__The request__.
Collect each line of the entries that holds the string "this".

##### Data for processing

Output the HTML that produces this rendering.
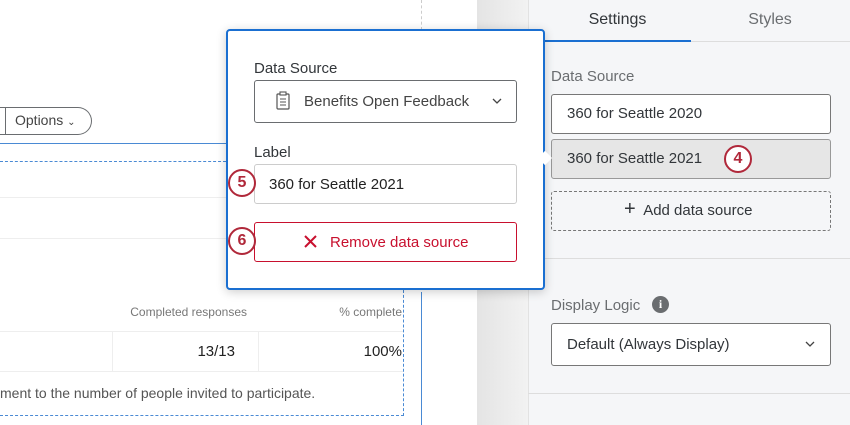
<!DOCTYPE html>
<html><head><style>
*{box-sizing:border-box;margin:0;padding:0}
body{width:850px;height:425px;overflow:hidden;position:relative;background:#fff;font-family:"Liberation Sans",sans-serif;color:#32363a}
.a{position:absolute}
.t{font-size:15px;white-space:nowrap}
.badge{position:absolute;width:28px;height:28px;border:2.5px solid #b0283a;border-radius:50%;background:#fff;color:#b0283a;font-size:16px;text-align:center;line-height:23px;font-weight:bold}
</style></head><body>
<!-- left canvas -->
<div class="a" style="left:421px;top:0;height:30px;border-left:1px dashed #ccc"></div>
<div class="a" style="left:0;top:107px;width:92px;height:28px;border:1px solid #6a6d70;border-left:none;border-radius:0 14px 14px 0"></div>
<div class="a" style="left:5px;top:107px;height:28px;border-left:1px solid #6a6d70"></div>
<div class="a t" style="left:15px;top:112px;font-size:14px;color:#444">Options <span style="font-size:10px">&#8964;</span></div>
<div class="a" style="left:0;top:143px;width:226px;border-top:1px solid #4a8ad4"></div>
<div class="a" style="left:0;top:161px;width:226px;border-top:1px dashed #4a8ad4"></div>
<div class="a" style="left:0;top:197px;width:226px;border-top:1px solid #eee"></div>
<div class="a" style="left:0;top:238px;width:226px;border-top:1px solid #eee"></div>
<div class="a" style="left:0;top:290px;width:404px;height:126px;border-right:1px dashed #4a8ad4;border-bottom:1px dashed #4a8ad4"></div>
<div class="a" style="left:421px;top:292px;height:133px;border-left:1px solid #4a8ad4"></div>
<div class="a t" style="left:100px;top:305px;width:147px;text-align:right;font-size:12px;color:#777">Completed responses</div>
<div class="a t" style="left:300px;top:305px;width:102px;text-align:right;font-size:12px;color:#777">% complete</div>
<div class="a" style="left:0;top:331px;width:403px;border-top:1px solid #eee"></div>
<div class="a" style="left:0;top:371px;width:403px;border-top:1px solid #eee"></div>
<div class="a" style="left:112px;top:331px;height:40px;border-left:1px solid #eee"></div>
<div class="a" style="left:258px;top:331px;height:40px;border-left:1px solid #eee"></div>
<div class="a t" style="left:150px;top:343px;width:85px;text-align:right;color:#222">13/13</div>
<div class="a t" style="left:300px;top:343px;width:102px;text-align:right;color:#222">100%</div>
<div class="a t" style="left:0;top:385px;font-size:14px;color:#555">ment to the number of people invited to participate.</div>
<!-- gray band -->
<div class="a" style="left:477px;top:0;width:51px;height:425px;background:linear-gradient(90deg,#e4e4e4,#f2f2f2)"></div>
<div class="a" style="left:528px;top:0;width:322px;height:425px;background:#f5f6f8;border-left:1px solid #e2e2e2"></div>
<!-- right panel -->
<div class="a t" style="left:545px;top:11px;width:145px;text-align:center;font-size:16px;color:#32363a">Settings</div>
<div class="a t" style="left:700px;top:11px;width:140px;text-align:center;font-size:16px;color:#6a6d70">Styles</div>
<div class="a" style="left:528px;top:41px;width:322px;border-top:1px solid #ddd"></div>
<div class="a" style="left:545px;top:40px;width:146px;border-top:2px solid #1a6fd1"></div>
<div class="a t" style="left:551px;top:68px;color:#6a6d70">Data Source</div>
<div class="a" style="left:551px;top:94px;width:280px;height:40px;background:#fff;border:1px solid #777;border-radius:3px"></div>
<div class="a t" style="left:567px;top:105px">360 for Seattle 2020</div>
<div class="a" style="left:551px;top:139px;width:280px;height:40px;background:#e6e6e6;border:1px solid #999;border-radius:3px"></div>
<div class="a t" style="left:567px;top:150px">360 for Seattle 2021</div>
<div class="badge" style="left:724px;top:145px">4</div>
<div class="a" style="left:551px;top:191px;width:280px;height:40px;border:1px dashed #777;border-radius:3px"></div>
<div class="a t" style="left:624px;top:202px"><span style="font-size:20px;line-height:15px">+</span>&nbsp; Add data source</div>
<div class="a" style="left:528px;top:258px;width:322px;border-top:1px solid #ddd"></div>
<div class="a t" style="left:551px;top:297px;color:#6a6d70">Display Logic</div>
<div class="a" style="left:652px;top:296px;width:17px;height:17px;border-radius:50%;background:#6a6d70;color:#fff;font-size:12px;font-weight:bold;text-align:center;line-height:17px;font-family:'Liberation Serif',serif">i</div>
<div class="a" style="left:551px;top:323px;width:280px;height:43px;background:#fff;border:1px solid #777;border-radius:3px"></div>
<div class="a t" style="left:567px;top:336px">Default (Always Display)</div>
<svg class="a" style="left:805px;top:340px" width="10" height="8"><path d="M1 2 L5 6 L9 2" fill="none" stroke="#444" stroke-width="1.3"/></svg>
<div class="a" style="left:528px;top:393px;width:322px;border-top:1px solid #ddd"></div>
<!-- popup -->
<div class="a" style="left:226px;top:29px;width:319px;height:261px;background:#fff;border:2px solid #1a6fd1;border-radius:4px;box-shadow:0 2px 10px rgba(0,0,0,.2)"></div>
<div class="a" style="left:540px;top:153px;width:10px;height:10px;background:#fff;transform:rotate(45deg)"></div>
<div class="a t" style="left:254px;top:60px">Data Source</div>
<div class="a" style="left:254px;top:80px;width:263px;height:43px;border:1px solid #6a6d70;border-radius:3px"></div>
<svg class="a" style="left:276px;top:91px" width="14" height="19"><rect x="1" y="3" width="12" height="15" rx="1" fill="none" stroke="#555" stroke-width="1.2"/><rect x="4" y="1" width="6" height="3" fill="#fff" stroke="#555" stroke-width="1.1"/><path d="M4 8h6M4 11h6M4 14h6" stroke="#555" stroke-width="1.1"/></svg>
<div class="a t" style="left:304px;top:93px;color:#444">Benefits Open Feedback</div>
<svg class="a" style="left:492px;top:97px" width="10" height="8"><path d="M1 2 L5 6 L9 2" fill="none" stroke="#444" stroke-width="1.3"/></svg>
<div class="a t" style="left:254px;top:144px">Label</div>
<div class="a" style="left:254px;top:164px;width:263px;height:40px;border:1px solid #ccc;border-radius:3px"></div>
<div class="a t" style="left:269px;top:176px;color:#222">360 for Seattle 2021</div>
<div class="badge" style="left:228px;top:169px">5</div>
<div class="a" style="left:254px;top:222px;width:263px;height:40px;border:1px solid #c8102e;border-radius:3px"></div>
<svg class="a" style="left:304px;top:235px" width="13" height="13"><path d="M1 1L12 12M12 1L1 12" stroke="#c8102e" stroke-width="2"/></svg>
<div class="a t" style="left:330px;top:234px;color:#c8102e">Remove data source</div>
<div class="badge" style="left:228px;top:227px">6</div>
</body></html>
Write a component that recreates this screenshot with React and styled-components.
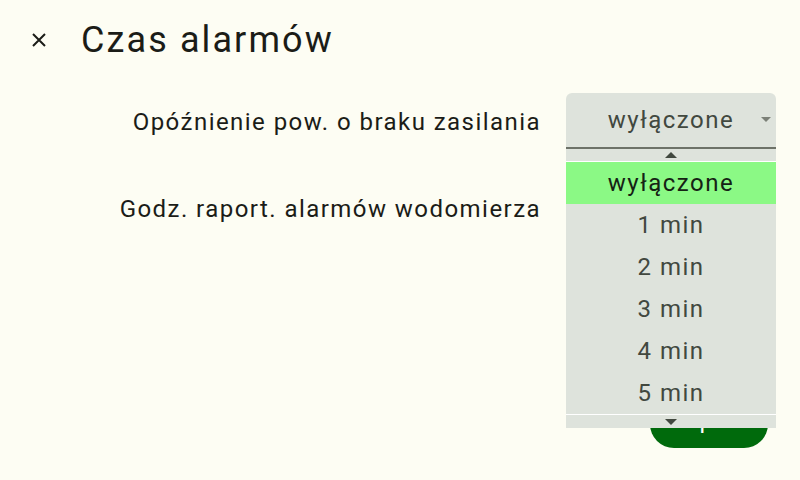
import React from "react";
import styled, { createGlobalStyle } from "styled-components";

const Global = createGlobalStyle`
  html, body { margin: 0; padding: 0; background: #fdfdf3; }
  * { box-sizing: border-box; }
`;

const Page = styled.div`
  width: 800px;
  height: 480px;
  background: #fdfdf3;
  font-family: Roboto, "Noto Sans", sans-serif;
  color: #1b1c17;
  display: flex;
  flex-direction: column;
  position: relative;
  overflow: hidden;
`;

const Header = styled.header`
  display: flex;
  align-items: center;
  height: 80px;
  padding-left: 24px;
`;

const CloseButton = styled.button`
  width: 30px;
  height: 30px;
  padding: 0;
  border: none;
  background: transparent;
  display: flex;
  align-items: center;
  justify-content: center;
  margin-right: 27px;
  color: #1b1c17;
`;

const Title = styled.h1`
  margin: 0;
  font-size: 36px;
  font-weight: 400;
  letter-spacing: 2.1px;
`;

const Form = styled.div`
  display: grid;
  grid-template-columns: 1fr 210px;
  column-gap: 25px;
  row-gap: 31px;
  padding: 13px 24px 0 0;
  align-items: center;
`;

const Label = styled.div`
  font-size: 24px;
  text-align: right;
  color: #1b1c17;
  line-height: 28px;
  padding-top: 2px;
  letter-spacing: 1.45px;
`;

const Field = styled.div`
  position: relative;
  height: 56px;
`;

const SelectBox = styled.div`
  height: 56px;
  background: #dee3dc;
  border-radius: 6px 6px 0 0;
  border-bottom: 2px solid #6d7268;
  display: flex;
  align-items: center;
  justify-content: center;
  position: relative;
  font-size: 24px;
  letter-spacing: 1.5px;
  color: #41483f;
`;

const Caret = styled.span`
  position: absolute;
  right: 5px;
  top: 24px;
  width: 0;
  height: 0;
  border-left: 5px solid transparent;
  border-right: 5px solid transparent;
  border-top: 5px solid #7b8077;
`;

const Dropdown = styled.div`
  position: absolute;
  top: 100%;
  left: 0;
  width: 100%;
  z-index: 10;
  background: #dee3dc;
  display: flex;
  flex-direction: column;
`;

const ScrollArrow = styled.div`
  height: ${(p) => p.$h}px;
  display: flex;
  justify-content: center;
  align-items: flex-start;
  padding-top: ${(p) => p.$pt}px;
  border-${(p) => (p.$up ? "bottom" : "top")}: 1px solid #ffffff;
`;

const Triangle = styled.span`
  width: 0;
  height: 0;
  border-left: 6px solid transparent;
  border-right: 6px solid transparent;
  ${(p) => (p.$up ? "border-bottom" : "border-top")}: 6px solid #41483f;
`;

const List = styled.div`
  height: 252px;
  overflow: hidden;
`;

const Option = styled.div`
  height: 42px;
  display: flex;
  align-items: center;
  justify-content: center;
  font-size: 24px;
  letter-spacing: 1.5px;
  color: ${(p) => (p.$active ? "#152214" : "#41483f")};
  background: ${(p) => (p.$active ? "#8bf985" : "transparent")};
`;

const Footer = styled.div`
  margin-top: auto;
  display: flex;
  justify-content: flex-end;
  padding: 0 32px 32px 0;
`;

const SaveButton = styled.button`
  width: 118px;
  height: 48px;
  border: none;
  border-radius: 24px;
  background: #006a0c;
  color: #ffffff;
  font-family: Roboto, sans-serif;
  font-size: 24px;
  letter-spacing: 1.5px;
  display: flex;
  align-items: center;
  justify-content: center;
  padding: 0 0 8px 0;
`;

const options = ["wyłączone", "1 min", "2 min", "3 min", "4 min", "5 min"];

export default function App() {
  return (
    <Page>
      <Global />
      <Header>
        <CloseButton aria-label="Zamknij">
          <svg width="14" height="14" viewBox="0 0 14 14">
            <path d="M1 1 L13 13 M13 1 L1 13" stroke="#1b1c17" strokeWidth="2" />
          </svg>
        </CloseButton>
        <Title>Czas alarmów</Title>
      </Header>
      <Form>
        <Label>Opóźnienie pow. o braku zasilania</Label>
        <Field>
          <SelectBox>
            wyłączone
            <Caret />
          </SelectBox>
          <Dropdown>
            <ScrollArrow $up $h={13} $pt={3}>
              <Triangle $up />
            </ScrollArrow>
            <List>
              {options.map((o, i) => (
                <Option key={o} $active={i === 0}>
                  {o}
                </Option>
              ))}
            </List>
            <ScrollArrow $h={14} $pt={4}>
              <Triangle />
            </ScrollArrow>
          </Dropdown>
        </Field>
        <Label>Godz. raport. alarmów wodomierza</Label>
        <Field>
          <SelectBox>
            wyłączone
            <Caret />
          </SelectBox>
        </Field>
      </Form>
      <Footer>
        <SaveButton>Zapisz</SaveButton>
      </Footer>
    </Page>
  );
}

##########

__Result below__.
Output the HTML that produces this rendering.
Write a component that recreates this screenshot with React and styled-components.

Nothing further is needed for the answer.